There are one or two less desirable outcomes with this shift. Holland’s Othello is no taller, and perhaps a good deal slighter, than his wife Desdemona, played by the statuesque Jessica Warbeck. So when Iago suggests to his boss that he strangles her, you can’t help feeling Othello may need some help. Perhaps a stepladder.

In the end, he has to approach his wife from behind, loop an arm around her neck and do the deed with a kind of wrestling death grip. It does the job, both in the sense of despatching the innocent, libelled victim and, more importantly, plunging the Globe’s often easily distracted audience into aghast, stone-still silence.

Rylance’s performance, meanwhile, is more conventional, though just as effective. As his Iago genuflects and fawns his way into Othello's trust, Rylance conveys a man whose hatred for the Moor is attached to an inability to love anything or anyone else. There is something utterly uncharismatic about this Iago and the reptilian guile with which he goes about his ruinous conspiracy.

Not long before I saw this show, Trump’s right-hand man Rudy Giuliani turned to Shakespeare to describe his contempt for the president’s former lawyer Michael Cohen. The level of betrayal displayed by Cohen, now central to a potentially embarrassing and damaging investigation about Trump, was on par with Iago, said Giuliani. Or Brutus, he said.

Such comparisons rarely stand much scrutiny. If Cohen is Brutus, then Giuliani must be Mark Antony, which means Giuliani will end up praising Cohen as “the noblest ... of them all.” And did Giuliani really mean to compare Trump to Othello, who could be described as a much respected and loved black leader who attained his position despite widespread white prejudice?

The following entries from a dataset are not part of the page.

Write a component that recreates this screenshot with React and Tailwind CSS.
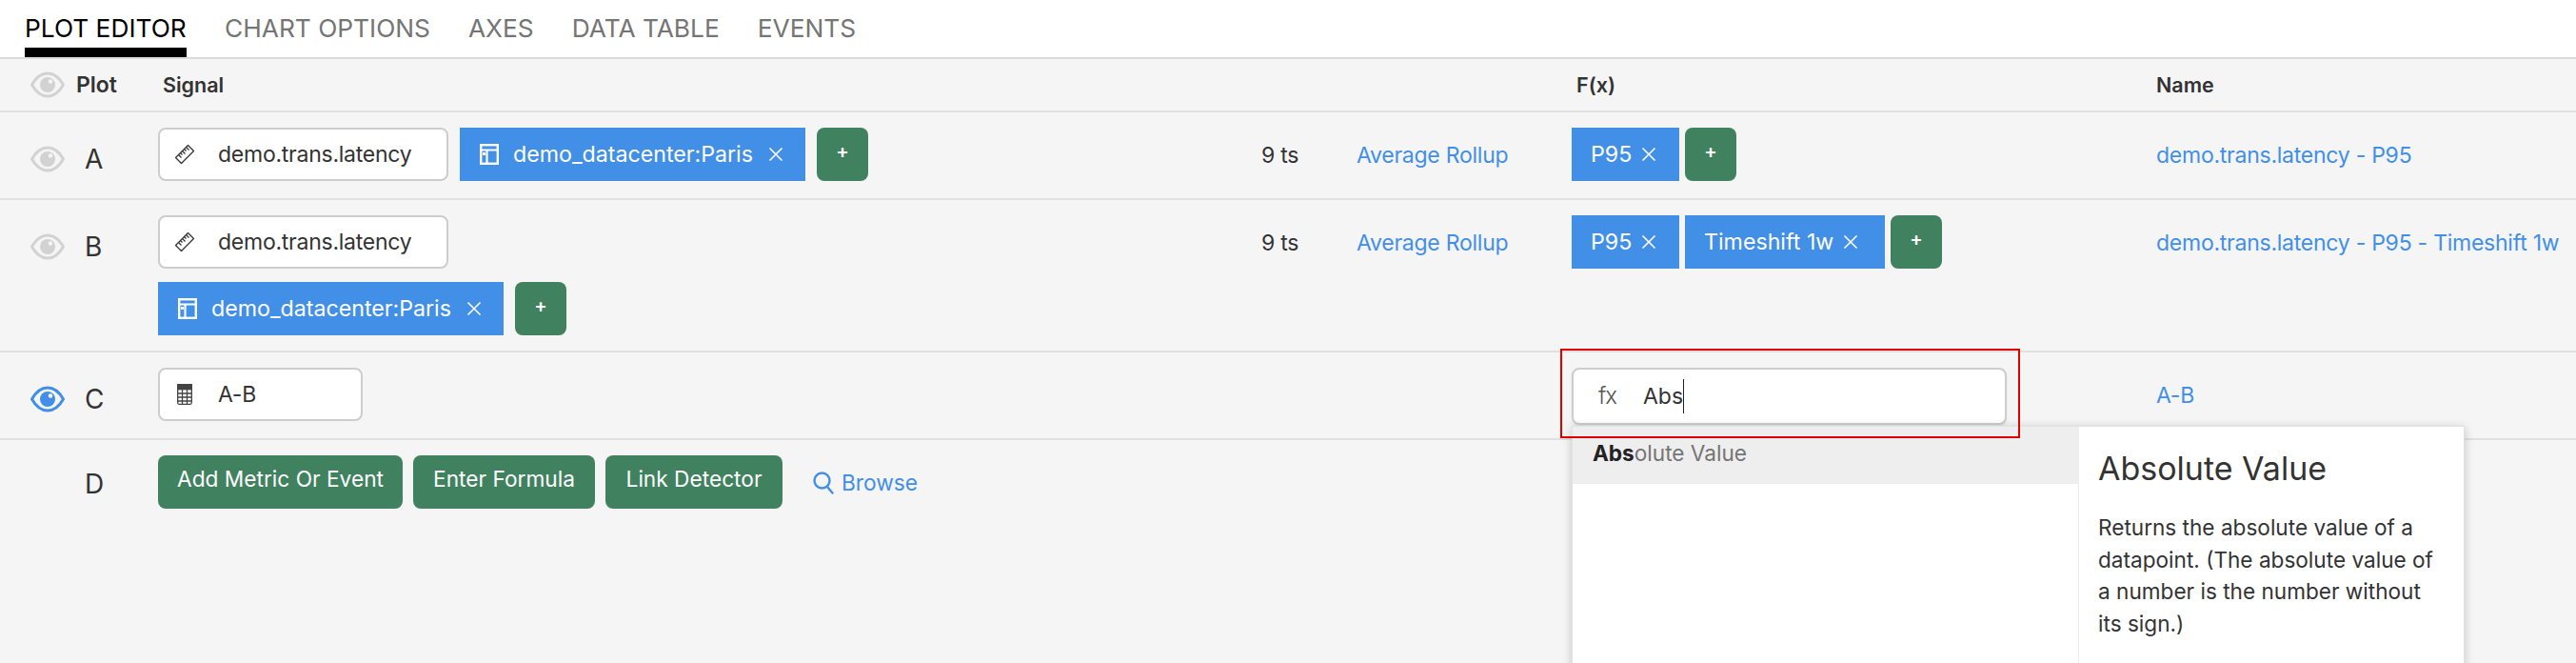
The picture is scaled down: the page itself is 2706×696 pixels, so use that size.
import React from "react";

const Eye = ({ on }) => (
  <svg width="36" height="28" viewBox="0 0 36 28" fill="none" className={on ? "text-[#428fe8]" : "text-[#d2d2d2]"}>
    <path d="M1.500 14C6 6 11.500 2 18 2s12 4 16.500 12C30 22 24.500 26 18 26S6 22 1.500 14Z" stroke="currentColor" strokeWidth="3" strokeLinejoin="round" />
    <circle cx="18" cy="14" r="8" fill="currentColor" />
    <circle cx="21" cy="10.500" r="2.200" fill={on ? "#ffffff" : "#f5f5f5"} />
  </svg>
);

const Ruler = () => (
  <svg width="22" height="22" viewBox="0 0 22 22" fill="none" stroke="#333" strokeWidth="1.300">
    <path d="M14.500 1.500 20.500 7.500 7.500 20.500 1.500 14.500Z" strokeLinejoin="round" />
    <path d="M12.500 3.500l3 3M10.500 5.500l2 2M8.500 7.500l3 3M6.500 9.500l2 2M4.500 11.500l3 3" />
  </svg>
);

const Calc = () => (
  <svg width="16" height="22" viewBox="0 0 16 22" fill="none" stroke="#444" strokeWidth="1.300">
    <rect x="0.700" y="0.700" width="14.600" height="20.600" rx="1.500" />
    <rect x="0.700" y="0.700" width="14.600" height="5" fill="#444" />
    <path d="M0.700 10h14.600M0.700 14h14.600M0.700 18h14.600M5.500 6v15M10.500 6v15" />
  </svg>
);

const TableIcon = () => (
  <svg width="20" height="22" viewBox="0 0 20 22" fill="none">
    <rect x="1.200" y="1.200" width="17.600" height="19.600" stroke="#fff" strokeWidth="2.400" />
    <path d="M1 6.500h18M7.500 6.500V21" stroke="#fff" strokeWidth="2.200" />
    <rect x="3" y="9" width="3" height="3" fill="#fff" />
  </svg>
);

const X = () => (
  <svg width="16" height="16" viewBox="0 0 16 16" className="shrink-0" stroke="#fff" strokeWidth="1.600" fill="none">
    <path d="M1.500 1.500l13 13M14.500 1.500l-13 13" />
  </svg>
);

const Plus = () => (
  <button className="h-14 w-[54px] shrink-0 rounded-[8px] bg-[#40825f] pb-1.5 text-[20px] font-semibold text-white">+</button>
);

const Tag = ({ children, icon, className = "" }) => (
  <div className={"flex h-14 shrink-0 items-center bg-[#428fe8] text-[23.200px] text-white " + className}>
    {icon}
    {children}
  </div>
);

const Box = ({ icon, children, className = "" }) => (
  <div className={"flex h-14 shrink-0 items-center rounded-[8px] border-2 border-[#cdcdcd] bg-white text-[23px] tracking-[-0.25px] text-[#333] " + className}>
    <span className="flex w-[61px] shrink-0 justify-center pl-1.5 pr-4">{icon}</span>
    {children}
  </div>
);

const Letter = ({ children, on }) => (
  <div className="flex h-14 items-center pl-8 pt-2.5">
    <Eye on={on} />
    <span className="ml-[21px] text-[28px] leading-none text-[#333]">{children}</span>
  </div>
);

const Cell = ({ children, className = "" }) => (
  <div className={"flex h-14 items-center whitespace-nowrap pt-0.5 text-[23px] tracking-[-0.25px] " + className}>{children}</div>
);

const Row = ({ children, className = "" }) => (
  <div className={"grid grid-cols-[166px_1159px_100px_226px_614px_1fr] border-b-2 border-[#e0e0e0] pt-4 " + className}>{children}</div>
);

export default function App() {
  const tabs = ["CHART OPTIONS", "AXES", "DATA TABLE", "EVENTS"];
  return (
    <div className="h-[696px] w-[2706px] overflow-hidden bg-[#f5f5f5] font-['Inter','Liberation_Sans',sans-serif]">
      <div className="flex h-[62px] gap-10 border-b-2 border-[#dcdcdc] bg-white pl-[26px] text-[26.300px] text-[#757575]">
        <div className="flex h-[60px] w-[170px] items-start whitespace-nowrap border-b-[10px] border-black pt-3.5 leading-8 text-black">PLOT EDITOR</div>
        {tabs.map((t) => (
          <div key={t} className="pt-3.5 leading-8">{t}</div>
        ))}
      </div>

      <div className="grid h-14 grid-cols-[166px_1485px_614px_1fr] items-center border-b-2 border-[#e0e0e0] text-[21.500px] font-semibold text-[#333]">
        <div className="flex items-center gap-3 pl-8">
          <Eye />
          <span className="text-[23px]">Plot</span>
        </div>
        <div className="pl-[5px]">Signal</div>
        <div className="pl-[5px]">F(x)</div>
        <div>Name</div>
      </div>

      <Row className="h-[92px]">
        <Letter>A</Letter>
        <div className="flex gap-3">
          <Box icon={<Ruler />} className="w-[305px]">demo.trans.latency</Box>
          <Tag icon={<span className="mr-[15px]"><TableIcon /></span>} className="w-[363px] pl-[21px]">
            demo_datacenter:Paris<span className="ml-4"><X /></span>
          </Tag>
          <Plus />
        </div>
        <Cell className="text-[#333]">9 ts</Cell>
        <Cell className="text-[#428fe8]">Average Rollup</Cell>
        <div className="flex gap-1.5">
          <Tag className="w-[113px] pl-5">P95<span className="ml-2.5"><X /></span></Tag>
          <Plus />
        </div>
        <Cell className="text-[#428fe8] tracking-[-0.5px]">demo.trans.latency - P95</Cell>
      </Row>

      <Row className="h-[160px]">
        <Letter>B</Letter>
        <div className="flex flex-col items-start gap-3.5">
          <Box icon={<Ruler />} className="w-[305px]">demo.trans.latency</Box>
          <div className="flex gap-3">
            <Tag icon={<span className="mr-[15px]"><TableIcon /></span>} className="w-[363px] pl-[21px]">
              demo_datacenter:Paris<span className="ml-4"><X /></span>
            </Tag>
            <Plus />
          </div>
        </div>
        <Cell className="text-[#333]">9 ts</Cell>
        <Cell className="text-[#428fe8]">Average Rollup</Cell>
        <div className="flex gap-1.5">
          <Tag className="w-[113px] pl-5">P95<span className="ml-2.5"><X /></span></Tag>
          <Tag className="w-[210px] pl-5">Timeshift 1w<span className="ml-2.5"><X /></span></Tag>
          <Plus />
        </div>
        <Cell className="text-[#428fe8] tracking-[-0.5px]">demo.trans.latency - P95 - Timeshift 1w</Cell>
      </Row>

      <Row className="h-[92px]">
        <Letter on>C</Letter>
        <Box icon={<Calc />} className="w-[215px]">A-B</Box>
        <div />
        <div />
        <div className="relative">
          <div className="flex h-[60px] w-[457px] items-center rounded-[8px] border-2 border-[#cdcdcd] bg-white text-[23px] text-[#333] shadow-[0_2px_3px_rgba(0,0,0,0.08)]">
            <span className="ml-[26px] w-[47px] text-[24px] font-light tracking-[-1px] text-[#555]">fx</span>
            <span>Abs</span>
            <span className="h-9 w-px bg-[#222]" />
          </div>
          <div className="pointer-events-none absolute top-[-20px] left-[-12px] z-20 h-[94px] w-[483px] border-2 border-[#e00000]" />
          <div className="absolute top-[61px] left-0 z-10 flex h-[400px] w-[938px] border border-[#e2e2e2] bg-white shadow-[0_2px_10px_rgba(0,0,0,0.2)]">
            <div className="w-[532px] border-r border-[#ececec]">
              <div className="flex h-[60px] items-center bg-[#eeeeee] pb-1 pl-[21px] text-[22.600px] text-[#757575]">
                <b className="font-bold text-[#222]">Abs</b>olute Value
              </div>
            </div>
            <div className="flex-1 pt-6 pl-5 pr-5 text-[#333]">
              <div className="text-[34px] leading-10">Absolute Value</div>
              <p className="mt-[25px] text-[22.600px] leading-[33.700px]">
                Returns the absolute value of a datapoint. (The absolute value of a number is the number without its sign.)
              </p>
            </div>
          </div>
        </div>
        <Cell className="text-[#428fe8]">A-B</Cell>
      </Row>

      <div className="grid grid-cols-[166px_1fr] pt-4">
        <div className="flex h-14 items-center pl-[89px] pt-1 text-[28px] leading-none text-[#333]">D</div>
        <div className="flex items-start gap-[11px] text-[22.700px] text-white">
          <button className="h-14 w-[257px] rounded-[8px] bg-[#40825f] pb-1.5">Add Metric Or Event</button>
          <button className="h-14 w-[191px] rounded-[8px] bg-[#40825f] pb-1.5">Enter Formula</button>
          <button className="h-14 w-[186px] rounded-[8px] bg-[#40825f] pb-1.5">Link Detector</button>
          <div className="ml-[21px] flex h-14 items-center gap-2 pt-0.5 text-[#428fe8]">
            <svg width="22" height="24" viewBox="0 0 22 24" fill="none" stroke="#428fe8" strokeWidth="2.400" strokeLinecap="round">
              <circle cx="9.500" cy="9.500" r="8" />
              <path d="M15 16l5.500 6.500" />
            </svg>
            <span>Browse</span>
          </div>
        </div>
      </div>
    </div>
  );
}
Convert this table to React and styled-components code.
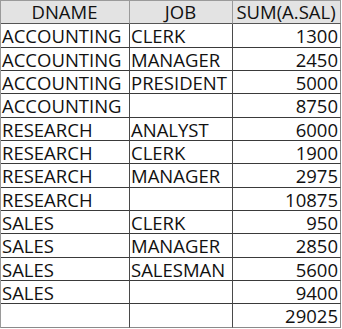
import React from "react";
import styled, { createGlobalStyle } from "styled-components";

const GlobalStyle = createGlobalStyle`
  body {
    margin: 0;
    background: #ffffff;
    font-family: "Open Sans", "Liberation Sans", sans-serif;
  }
`;

const Grid = styled.div`
  display: grid;
  grid-template-columns: 129px 103px 108px;
  grid-auto-rows: 23.33px;
  width: max-content;
  border-top: 1px solid #9a9a9a;
  border-left: 1px solid #9a9a9a;
`;

const Cell = styled.div`
  box-sizing: border-box;
  border-right: 1px solid ${(p) => (p.$last ? "#8a8a8a" : "#4a4a4a")};
  border-bottom: 1px solid ${(p) => (p.$bottom ? "#8a8a8a" : "#3a3a3a")};
  padding: 1px 2px 0 1px;
  font-size: 18.5px;
  line-height: 22px;
  color: #111;
  white-space: nowrap;
  text-align: ${(p) => (p.$num ? "right" : "left")};
`;

const HeadCell = styled(Cell)`
  background: #e3e3e3;
  text-align: center;
  border-bottom-color: #555;
  border-right-color: #9a9a9a;
  padding-top: 0;
`;

const rows = [
  ["ACCOUNTING", "CLERK", "1300"],
  ["ACCOUNTING", "MANAGER", "2450"],
  ["ACCOUNTING", "PRESIDENT", "5000"],
  ["ACCOUNTING", "", "8750"],
  ["RESEARCH", "ANALYST", "6000"],
  ["RESEARCH", "CLERK", "1900"],
  ["RESEARCH", "MANAGER", "2975"],
  ["RESEARCH", "", "10875"],
  ["SALES", "CLERK", "950"],
  ["SALES", "MANAGER", "2850"],
  ["SALES", "SALESMAN", "5600"],
  ["SALES", "", "9400"],
  ["", "", "29025"],
];

export default function App() {
  return (
    <>
      <GlobalStyle />
      <Grid>
        <HeadCell>DNAME</HeadCell>
        <HeadCell>JOB</HeadCell>
        <HeadCell $last>SUM(A.SAL)</HeadCell>
        {rows.map((r, i) => {
          const bottom = i === rows.length - 1;
          return (
            <React.Fragment key={i}>
              <Cell $bottom={bottom}>{r[0]}</Cell>
              <Cell $bottom={bottom}>{r[1]}</Cell>
              <Cell $num $last $bottom={bottom}>
                {r[2]}
              </Cell>
            </React.Fragment>
          );
        })}
      </Grid>
    </>
  );
}
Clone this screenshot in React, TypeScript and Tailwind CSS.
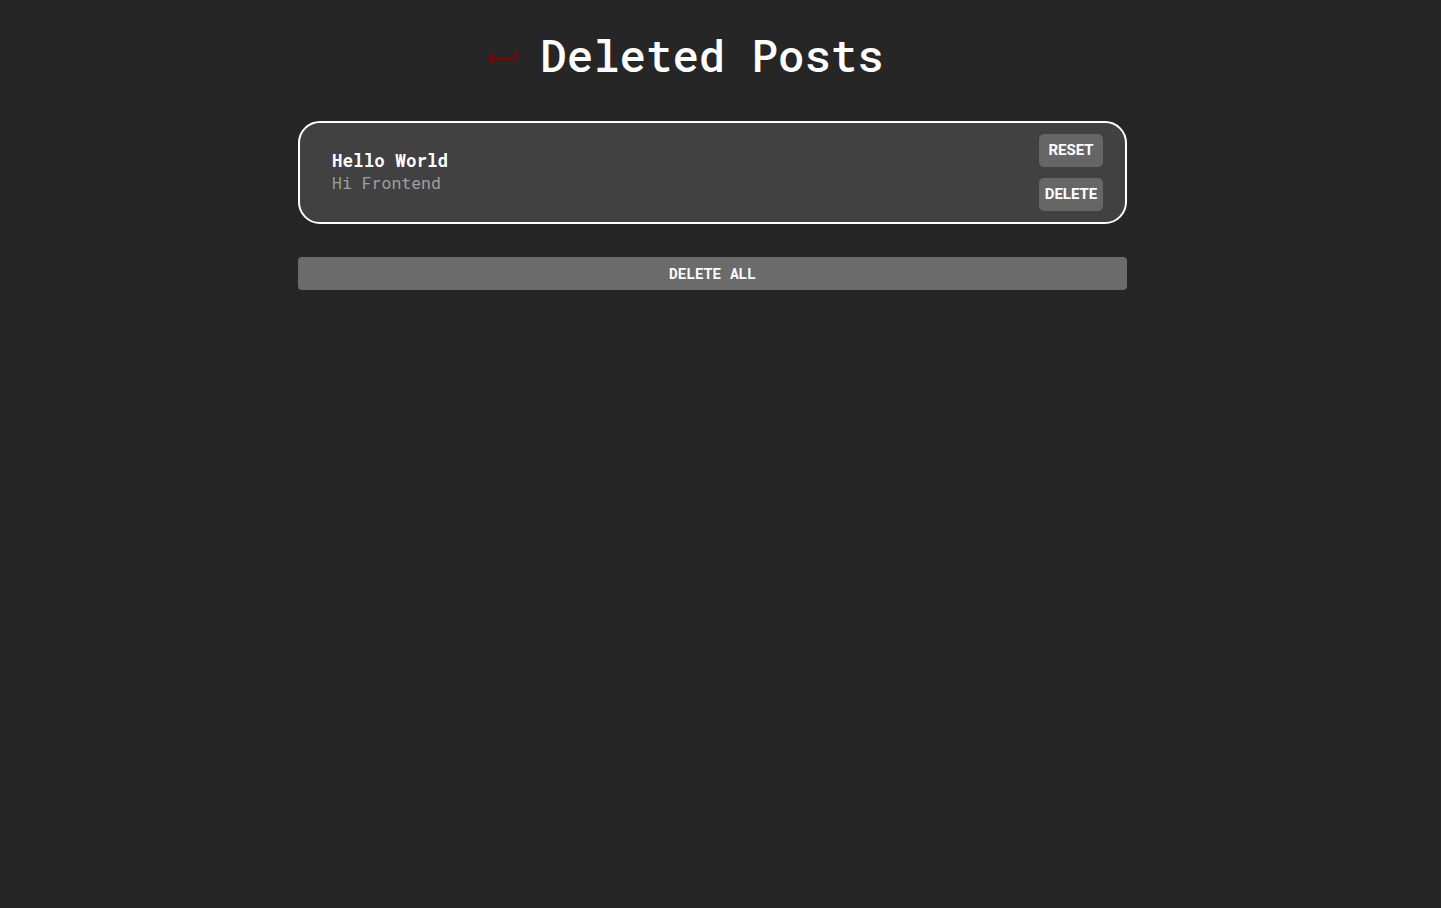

And yet, there is something about the sycophantic way in which Cohen comes across in his own secret recording of his conversations with Trump that suggests Giuliani has a point.

Because though happy to use a knife murderously, Iago’s weapon of choice when it comes to assassination of character is the little lie, the carefully placed rumour and, most devastating of all, a constant display of loyalty.